The return of spring every year moves me like nothing else, and redeems the miseries of January and February. You have to remember, a major part of our lived experience is the anticipation (or dread) of it, and the aftermath that’s ours forever. The experience itself is a blip on a timeline—what we mostly live with are the before and after. This is preeminently true of spring. All through late winter my antennae are attuned to every detail of the imminent revival. The real beginning of the year is the vernal equinox: the earth and its life are moving into a new phase—really an old phase, always new again—with the Masters two or three weeks later to reinforce it.

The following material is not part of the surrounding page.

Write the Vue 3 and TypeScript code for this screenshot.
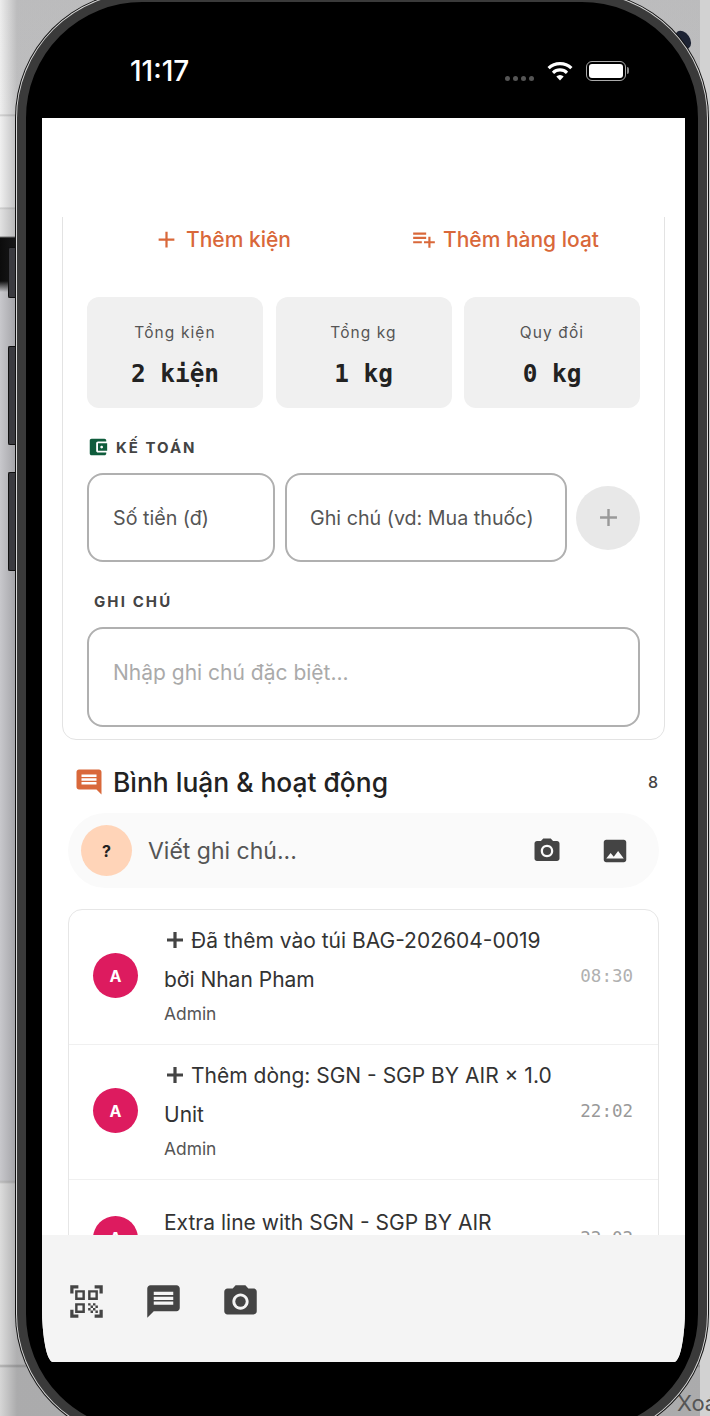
<script setup lang="ts">
const stats = [
  { label: 'Tổng kiện', value: '2 kiện' },
  { label: 'Tổng kg', value: '1 kg' },
  { label: 'Quy đổi', value: '0 kg' },
]

const activity = [
  { lines: ['Đã thêm vào túi BAG-202604-0019', 'bởi Nhan Pham'], time: '08:30', added: true, light: true },
  { lines: ['Thêm dòng: SGN - SGP BY AIR × 1.0', 'Unit'], time: '22:02', added: true, light: false },
  { lines: ['Extra line with SGN - SGP BY AIR'], time: '22:02', added: false, light: false },
]

const cameraPath = 'M9 2L7.17 4H4c-1.1 0-2 .9-2 2v12c0 1.1.9 2 2 2h16c1.1 0 2-.9 2-2V6c0-1.1-.9-2-2-2h-3.17L15 2H9zm3 15c-2.76 0-5-2.24-5-5s2.24-5 5-5 5 2.24 5 5-2.24 5-5 5z'
</script>

<template>
  <div class="page">
    <span class="bg-xoa">Xoá</span>
    <span class="side-btn btn-mute" />
    <span class="side-btn btn-up" />
    <span class="side-btn btn-down" />
    <span class="cam-bump" />

    <div class="phone">
      <div class="status">
        <span class="clock">11:17</span>
        <div class="status-right">
          <div class="signal"><i v-for="n in 4" :key="n" /></div>
          <svg class="wifi" viewBox="0 0 26 20" fill="none" stroke="#fff" stroke-width="3.2">
            <path d="M1.6 7.2a16.4 16.4 0 0 1 22.8 0" />
            <path d="M6 11.8a10 10 0 0 1 14 0" />
            <path d="M13 19.6l-3.7-4.1a5.2 5.2 0 0 1 7.4 0z" fill="#fff" stroke="none" />
          </svg>
          <div class="battery"><i /></div>
        </div>
      </div>

      <div class="screen">
        <div class="screen-head" />

        <div class="scroll">
          <section class="card">
            <div class="add-row">
              <div class="add-btn">
                <svg class="add-plus" viewBox="0 0 24 24"><path d="M19 13h-6v6h-2v-6H5v-2h6V5h2v6h6v2z" /></svg>
                <span>Thêm kiện</span>
              </div>
              <div class="add-btn">
                <svg class="add-list" viewBox="0 0 24 24"><path d="M14 10H2v2h12v-2zm0-4H2v2h12V6zm4 8v-4h-2v4h-4v2h4v4h2v-4h4v-2h-4zM2 16h8v-2H2v2z" /></svg>
                <span>Thêm hàng loạt</span>
              </div>
            </div>

            <div class="stats">
              <div v-for="s in stats" :key="s.label" class="stat">
                <div class="stat-label">{{ s.label }}</div>
                <div class="stat-value">{{ s.value }}</div>
              </div>
            </div>

            <div class="section-label">
              <svg class="wallet" viewBox="0 0 24 24"><path d="M21 18v1c0 1.1-.9 2-2 2H5c-1.11 0-2-.9-2-2V5c0-1.1.89-2 2-2h14c1.1 0 2 .9 2 2v1h-9c-1.11 0-2 .9-2 2v8c0 1.1.89 2 2 2h9zm-9-2h10V8H12v8zm4-2.5c-.83 0-1.5-.67-1.5-1.5s.67-1.5 1.5-1.5 1.5.67 1.5 1.5-.67 1.5-1.5 1.5z" /></svg>
              <span>KẾ TOÁN</span>
            </div>

            <div class="money-row">
              <div class="field field-amount">Số tiền (đ)</div>
              <div class="field field-note">Ghi chú (vd: Mua thuốc)</div>
              <div class="round-add">
                <svg viewBox="0 0 24 24"><path d="M19 13h-6v6h-2v-6H5v-2h6V5h2v6h6v2z" /></svg>
              </div>
            </div>

            <div class="section-label note-label">GHI CHÚ</div>
            <div class="textarea">Nhập ghi chú đặc biệt...</div>
          </section>

          <div class="comments-head">
            <svg class="comment-icon" viewBox="0 0 24 24"><path d="M21.99 4c0-1.1-.89-2-1.99-2H4c-1.1 0-2 .9-2 2v12c0 1.1.9 2 2 2h14l4 4-.01-18zM18 14H6v-2h12v2zm0-3H6V9h12v2zm0-3H6V6h12v2z" /></svg>
            <h2>Bình luận &amp; hoạt động</h2>
            <span class="count">8</span>
          </div>

          <div class="composer">
            <div class="me">?</div>
            <span class="composer-text">Viết ghi chú...</span>
            <svg class="composer-icon" viewBox="0 0 24 24"><circle cx="12" cy="12" r="3.2" /><path :d="cameraPath" /></svg>
            <svg class="composer-icon" viewBox="0 0 24 24"><path d="M21 19V5c0-1.1-.9-2-2-2H5c-1.1 0-2 .9-2 2v14c0 1.1.9 2 2 2h14c1.1 0 2-.9 2-2zM8.5 13.5l2.5 3.01L14.5 12l4.5 6H5l3.5-4.5z" /></svg>
          </div>

          <div class="feed">
            <div v-for="(item, i) in activity" :key="i" class="feed-row" :class="{ 'feed-row-single': !item.added }">
              <div class="avatar">A</div>
              <div class="feed-body">
                <div v-for="(line, j) in item.lines" :key="j" class="feed-line">
                  <svg v-if="item.added && j === 0" class="feed-plus" viewBox="0 0 18 18"><path d="M7.4 1h3.2v6.4H17v3.2h-6.4V17H7.4v-6.4H1V7.4h6.4z" /></svg>{{ line }}
                </div>
                <div class="feed-sub">Admin</div>
              </div>
              <span class="feed-time" :class="{ 'feed-time-light': item.light }">{{ item.time }}</span>
            </div>
          </div>
        </div>

        <div class="bottom-bar">
          <svg class="bar-icon" viewBox="0 0 24 24"><path d="M9.5 6.5v3h-3v-3h3M11 5H5v6h6V5zm-1.5 9.5v3h-3v-3h3M11 13H5v6h6v-6zm6.5-6.5v3h-3v-3h3M19 5h-6v6h6V5zm-6 8h1.5v1.5H13V13zm1.5 1.5H16V16h-1.5v-1.5zM16 13h1.5v1.5H16V13zm-3 3h1.5v1.5H13V16zm1.5 1.5H16V19h-1.5v-1.5zM16 16h1.5v1.5H16V16zm1.5-1.5H19V16h-1.5v-1.5zm0 3H19V19h-1.5v-1.5zM22 7h-2V4h-3V2h5v5zm0 15v-5h-2v3h-3v2h5zM2 22h5v-2H4v-3H2v5zM2 2v5h2V4h3V2H2z" /></svg>
          <svg class="bar-icon" viewBox="0 0 24 24"><path d="M20 2H4c-1.1 0-1.99.9-1.99 2L2 22l4-4h14c1.1 0 2-.9 2-2V4c0-1.1-.9-2-2-2zm-2 12H6v-2h12v2zm0-3H6V9h12v2zm0-3H6V6h12v2z" /></svg>
          <svg class="bar-icon" viewBox="0 0 24 24"><circle cx="12" cy="12" r="3.2" /><path :d="cameraPath" /></svg>
        </div>
      </div>
    </div>
  </div>
</template>

<style>
html,
body {
  margin: 0;
  background: #c4c4c6;
}
</style>

<style scoped>
.page {
  position: relative;
  width: 710px;
  height: 1416px;
  overflow: hidden;
  font-family: Inter, 'Noto Sans', sans-serif;
  background:
    linear-gradient(90deg, transparent 700px, #d2d2d2 700px),
    linear-gradient(90deg, rgba(60, 60, 64, 0) 0, rgba(60, 60, 64, 0.28) 17px, rgba(60, 60, 64, 0.28) 700px, rgba(60, 60, 64, 0) 710px),
    linear-gradient(180deg, #ededed 0, #efefef 114px, #c9c9c9 115px, #f0f0f0 117px, #f0f0f0 207px, #c9c9c9 208px, #e2e2e2 210px, #e2e2e2 236px, #0c0c0c 238px, #0c0c0c 281px, #c8c8cc 292px, #c8c8cc 1180px, #b8b8b8 1182px, #dcdcdc 1184px, #dcdcdc 1364px, #aaaaaa 1366px, #d6d6d6 1368px);
}

.bg-xoa {
  position: absolute;
  left: 677px;
  top: 1390px;
  font-size: 22px;
  color: #555;
}

.side-btn {
  position: absolute;
  left: 8px;
  width: 9px;
  background: #3b3b40;
  border: 1px solid #111;
  border-right: 0;
  border-radius: 2px 0 0 2px;
  box-sizing: border-box;
}

.btn-mute {
  top: 247px;
  height: 51px;
}

.btn-up {
  top: 346px;
  height: 99px;
}

.btn-down {
  top: 472px;
  height: 99px;
}

.cam-bump {
  position: absolute;
  left: 676px;
  top: 30px;
  width: 14px;
  height: 20px;
  border-radius: 50%;
  background: #1d2333;
  transform: rotate(-35deg);
}

.phone {
  position: relative;
  box-sizing: border-box;
  width: 690px;
  height: 1446px;
  margin-left: 17px;
  margin-top: -7px;
  border: 9px solid #3a3a3a;
  border-radius: 125px;
  background: #000;
  padding: 0 12px 0 16px;
  box-shadow: 0 0 0 1px #d8d8d8, 0 0 0 2px #111;
}

.status {
  display: flex;
  align-items: flex-start;
  justify-content: space-between;
  height: 116px;
  box-sizing: border-box;
  padding: 53px 60px 0 88px;
  color: #fff;
}

.clock {
  font-size: 28px;
  line-height: 32px;
  font-weight: 500;
}

.status-right {
  display: flex;
  align-items: center;
  gap: 13px;
  height: 20px;
  margin-top: 6px;
}

.signal {
  display: flex;
  gap: 3px;
  margin-top: 14px;
}

.signal i {
  width: 5px;
  height: 5px;
  border-radius: 50%;
  background: #555;
}

.wifi {
  width: 26px;
  height: 20px;
}

.battery {
  position: relative;
  box-sizing: border-box;
  width: 40px;
  height: 20px;
  padding: 2px;
  border: 1.5px solid #aaa;
  border-radius: 6px;
}

.battery::after {
  content: '';
  position: absolute;
  right: -4px;
  top: 5px;
  width: 2px;
  height: 7px;
  border-radius: 0 2px 2px 0;
  background: #888;
}

.battery i {
  display: block;
  height: 100%;
  border-radius: 3px;
  background: #fff;
}

.screen {
  display: flex;
  flex-direction: column;
  width: 643px;
  height: 1244px;
  overflow: hidden;
  background: #fff;
  border-radius: 0 0 11px 11px / 0 0 55px 55px;
}

.screen-head {
  flex: none;
  height: 99px;
  background: #fff;
}

.scroll {
  flex: 1;
  min-height: 0;
  overflow: hidden;
}

.card {
  margin: -20px 20px 0;
  padding: 20px 24px 12px;
  border: 1px solid #e3e3e3;
  border-radius: 14px;
}

.add-row {
  display: grid;
  grid-template-columns: 270px 270px;
  gap: 13px;
  height: 42px;
}

.add-btn {
  display: flex;
  align-items: center;
  justify-content: center;
  gap: 6px;
  font-size: 21px;
  font-weight: 500;
  color: #d9683a;
}

.add-btn svg {
  fill: #d9683a;
}

.add-plus {
  width: 27px;
  height: 27px;
}

.add-list {
  width: 26px;
  height: 26px;
}

.stats {
  display: grid;
  grid-template-columns: repeat(3, 1fr);
  gap: 12.5px;
  margin-top: 37px;
}

.stat {
  height: 111px;
  box-sizing: border-box;
  padding-top: 26px;
  border-radius: 12px;
  background: #f0f0f0;
  text-align: center;
}

.stat-label {
  font-size: 15.5px;
  line-height: 20px;
  letter-spacing: 1.1px;
  color: #555;
}

.stat-value {
  margin-top: 15px;
  font-family: 'DejaVu Sans Mono', 'Liberation Mono', monospace;
  font-size: 24.4px;
  line-height: 32px;
  font-weight: 700;
  color: #222;
}

.section-label {
  display: flex;
  align-items: center;
  gap: 7px;
  height: 22px;
  margin-top: 28px;
  font-size: 15px;
  font-weight: 700;
  letter-spacing: 2px;
  color: #444;
}

.wallet {
  width: 22px;
  height: 22px;
  fill: #0f5c3c;
}

.money-row {
  display: flex;
  align-items: center;
  gap: 10px;
  margin-top: 15px;
}

.field {
  box-sizing: border-box;
  height: 89px;
  display: flex;
  align-items: center;
  padding-left: 24px;
  border: 2px solid #b0b0b0;
  border-radius: 16px;
  font-size: 19.7px;
  color: #555;
}

.field-amount {
  width: 188px;
}

.field-note {
  width: 282px;
  padding-left: 23px;
}

.round-add {
  display: flex;
  align-items: center;
  justify-content: center;
  width: 64px;
  height: 64px;
  margin-left: -1px;
  border-radius: 50%;
  background: #e8e8e8;
}

.round-add svg {
  width: 29px;
  height: 29px;
  fill: #999;
}

.note-label {
  margin-top: 28px;
  padding-left: 7px;
  letter-spacing: 2.1px;
}

.textarea {
  box-sizing: border-box;
  height: 100px;
  margin-top: 15px;
  padding: 30px 24px 0;
  border: 2px solid #b0b0b0;
  border-radius: 16px;
  font-size: 21px;
  line-height: 28px;
  color: #aaa;
}

.comments-head {
  display: flex;
  align-items: center;
  height: 30px;
  margin: 27px 27px 0 32px;
}

.comment-icon {
  width: 30px;
  height: 30px;
  fill: #d9683a;
}

.comments-head h2 {
  flex: 1;
  margin: 0 0 0 9px;
  font-size: 26.4px;
  line-height: 30px;
  font-weight: 500;
  color: #222;
}

.count {
  font-size: 16px;
  font-weight: 500;
  color: #444;
}

.composer {
  display: flex;
  align-items: center;
  height: 75px;
  margin: 16px 26px 0;
  padding: 0 29px 0 13px;
  border-radius: 38px;
  background: #fafafa;
}

.me {
  display: flex;
  align-items: center;
  justify-content: center;
  width: 51px;
  height: 51px;
  border-radius: 50%;
  background: #ffd4b8;
  font-size: 16px;
  font-weight: 700;
  color: #222;
}

.composer-text {
  flex: 1;
  margin-left: 16px;
  font-size: 23px;
  color: #555;
}

.composer-icon {
  width: 30px;
  height: 30px;
  fill: #444;
  margin-left: 38px;
}

.feed {
  margin: 21px 26px 0;
  border: 1px solid #e6e6e6;
  border-radius: 14px;
}

.feed-row {
  display: flex;
  align-items: center;
  padding: 12px 25px 15px 24px;
  border-bottom: 1px solid #f0f0f0;
}

.feed-row-single {
  padding-top: 24px;
}

.avatar {
  flex: none;
  display: flex;
  align-items: center;
  justify-content: center;
  width: 45px;
  height: 45px;
  border-radius: 50%;
  background: #dd1b5f;
  font-size: 16px;
  font-weight: 700;
  color: #fff;
}

.feed-body {
  flex: 1;
  min-width: 0;
  margin-left: 26px;
}

.feed-line {
  font-size: 21px;
  line-height: 38.5px;
  color: #333;
  white-space: nowrap;
}

.feed-plus {
  width: 18px;
  height: 18px;
  margin: 0 7px -1px 2px;
  fill: #444;
}

.feed-sub {
  font-size: 17.4px;
  line-height: 30px;
  color: #555;
}

.feed-time {
  font-family: 'DejaVu Sans Mono', 'Liberation Mono', monospace;
  font-size: 17.5px;
  color: #999;
}

.feed-time-light {
  color: #b0b0b0;
}

.bottom-bar {
  flex: none;
  display: flex;
  align-items: center;
  gap: 38px;
  height: 127px;
  box-sizing: border-box;
  padding: 6px 0 0 25px;
  background: #f4f4f4;
}

.bar-icon {
  width: 39px;
  height: 39px;
  fill: #444;
}
</style>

In other words, the arrival of spring is quite a short-lived phenomenon—for me, roughly parallel to Masters week—the fulfillment of the longer-lived and even more powerful anticipation of it, and the prelude to its long echoes.

And the beginning of the end of the arrival of spring comes on late Sunday afternoon.

You can evoke a complex of visceral and lifelong emotions in Ken or me with three words: The Butler Cabin. Those words more than any others embody the sadness and despair of all Sunday afternoons.

I’ve always hated Sunday afternoons because they have always represented for me a final reckoning. I have used up my poor little cache of procrastination, and the bills are due. I’ve been outside doing something with friends all afternoon, with adrenaline fueling the illusion that I had all kinds of time. I haven’t done my homework, I haven’t finished, probably haven’t even started,  my lab report, or whatever project the stormtroopers of my school—later, work—world have inflicted on me, and the sun is going down. Monday morning is lurking behind the corner like a sadistic prison guard.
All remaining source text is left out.